With the Infrastructure Investment and Jobs Act supplemental five-year water infrastructure funding set to expire Sept. 30, local government and water stakeholders are urging federal lawmakers to reauthorize core water programs and fully fund water infrastructure programs in fiscal year 2027.
The 2021 IIJA allocated $50 billion for water infrastructure over five years, divided across five pots under the Clean Water State Revolving Fund and the Drinking Water State Revolving Fund, with specific funding to replace lead pipes and address PFAS and other contaminants. The National League of Cities is asking Congress to maintain the IIJA’s authorization amount — $5.85 billion each to the Clean Water SRF and the Drinking Water SRF — and reauthorize grant and technical assistance programs to address PFAS, lead pipes and other water infrastructure projects in FY27.
“Reauthorizing those programs is one of our top priorities,” Carolyn Berndt, legislative director, sustainability, told Smart Cities Dive. “It’s a critical time because we believe the committees are developing this legislation now.”
While the House Appropriations Committee has begun advancing FY27 spending bills, including measures addressing transportation infrastructure funding that also expires Sept. 30, Congress has not yet introduced major legislation to reauthorize Environmental Protection Agency programs such as the Clean Water and Drinking Water SRFs, PFAS grant programs, lead service line replacement programs and other IIJA-funded water programs that expire Sept. 30, she said.
Wastewater and stormwater systems will need $630 billion, and drinking water systems will need $625 billion over the next 20 years to keep up with infrastructure maintenance and comply with federal laws, according to Environmental Protection Agency reports from 2024 and 2023, respectively. But President Donald Trump’s FY27 budget request proposes cutting Clean Water and Drinking Water SRFs from $2.7 billion in FY26 to $305 million and the Water Infrastructure Finance and Innovation Act — which offers low-cost credit assistance for communities to address emerging contaminants and lead, invests in resilience and cybersecurity, supports water reuse, expands access for underserved communities, and strengthens local financing capacity — by $64.6 million, to $8 million, according to NLC.
“With the expiration of the infrastructure law funding and the President’s proposed FY27 cuts to water infrastructure programs, cities and states are facing a potential funding cliff when it comes to meeting local needs on drinking water, wastewater and stormwater infrastructure,” Berndt wrote in a May 15 blog post.

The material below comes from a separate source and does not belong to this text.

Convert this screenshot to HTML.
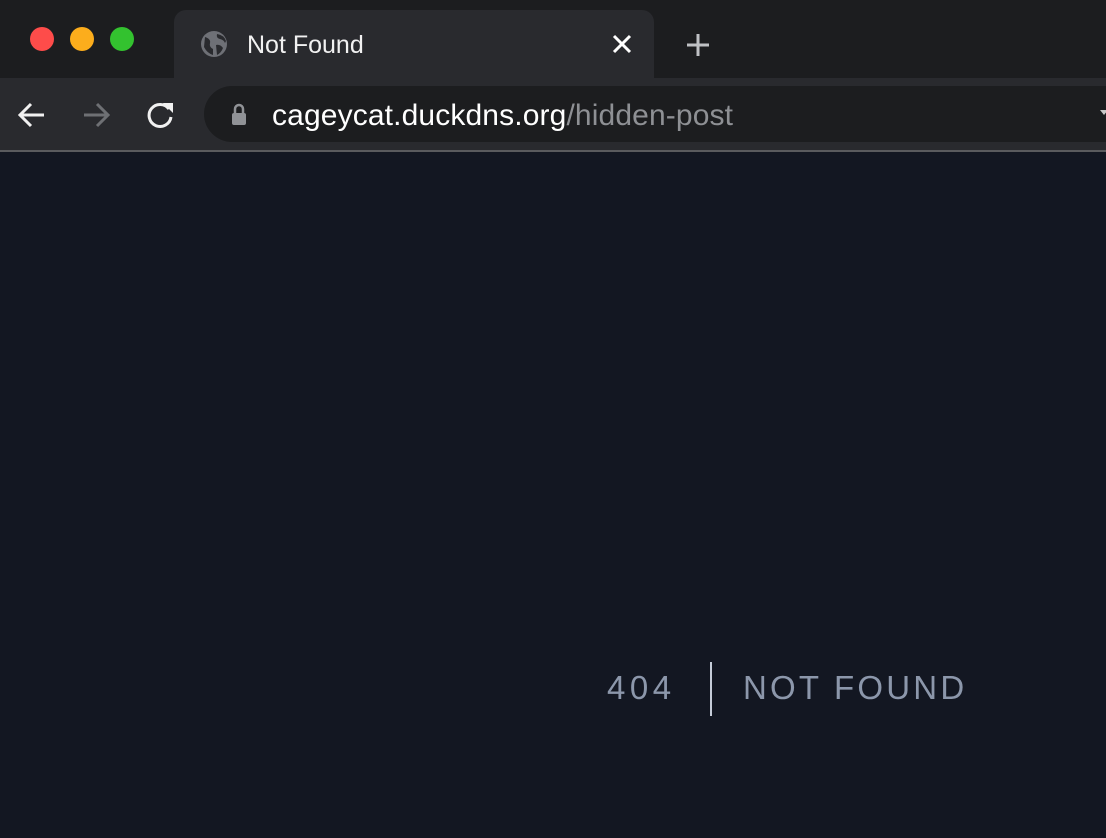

The Senate Environment and Public Works Committee may be the first to introduce water legislation, perhaps as early as this month, Berndt said. “If the general idea is to have all of these bills moving through committee and onto the chamber floors by August recess, there’s a short window for that process, and it starts at the committee level,” she said.
A critical juncture
EPW and the House Transportation and Infrastructure Committee are also negotiating the Water Resources Development Act, a recurring package to reauthorize infrastructure projects for flood control, navigation, environmental restoration and port maintenance that could become a vehicle for water infrastructure reauthorization legislation, according to Berndt. “That’s something Congress does every two years on a bipartisan basis, and there’s no reason to expect that won’t continue this year,” she said.
The House Appropriations Committee on May 20 approved the FY27 Energy and Water Development and Related Agencies Appropriations Act, an annual spending bill that funds agencies including the Bureau of Reclamation and Army Corps of Engineers. That bill earmarks $1.84 billion for the Bureau of Reclamation’s Water and Related Resources account to prioritize projects that increase water supply and support drought response and $201 million for water storage projects.
A broad coalition of municipal groups and water stakeholders, in a May 21 letter, urged members of the House and Senate Appropriations Subcommittees on Interior, Environment and related agencies to sustain and strengthen funding for the SRFs and the WIFIA. “Economic growth and competitiveness depend on ensuring sufficient supplies of water, fit for purpose for our companies and for the communities where we operate, protecting their quality of life,” the letter states.
“Our nation’s water infrastructure is at a critical juncture,” the National Association of Clean Water Agencies wrote in a March 3 letter to EPA Administrator Lee Zeldin. “This has been made clear by the recent sewage spill in the Potomac River and the herculean efforts taken to contain it and repair the damaged infrastructure. This is just one example of the challenges communities face, including rising costs to maintain and modernize aging infrastructure and meet Clean Water Act compliance obligations while also confronting new and evolving demands—including emerging contaminants, increasingly complex water quality requirements, system resilience, cybersecurity threats, climate impacts, and the need to ensure affordable service for Americans nationwide.”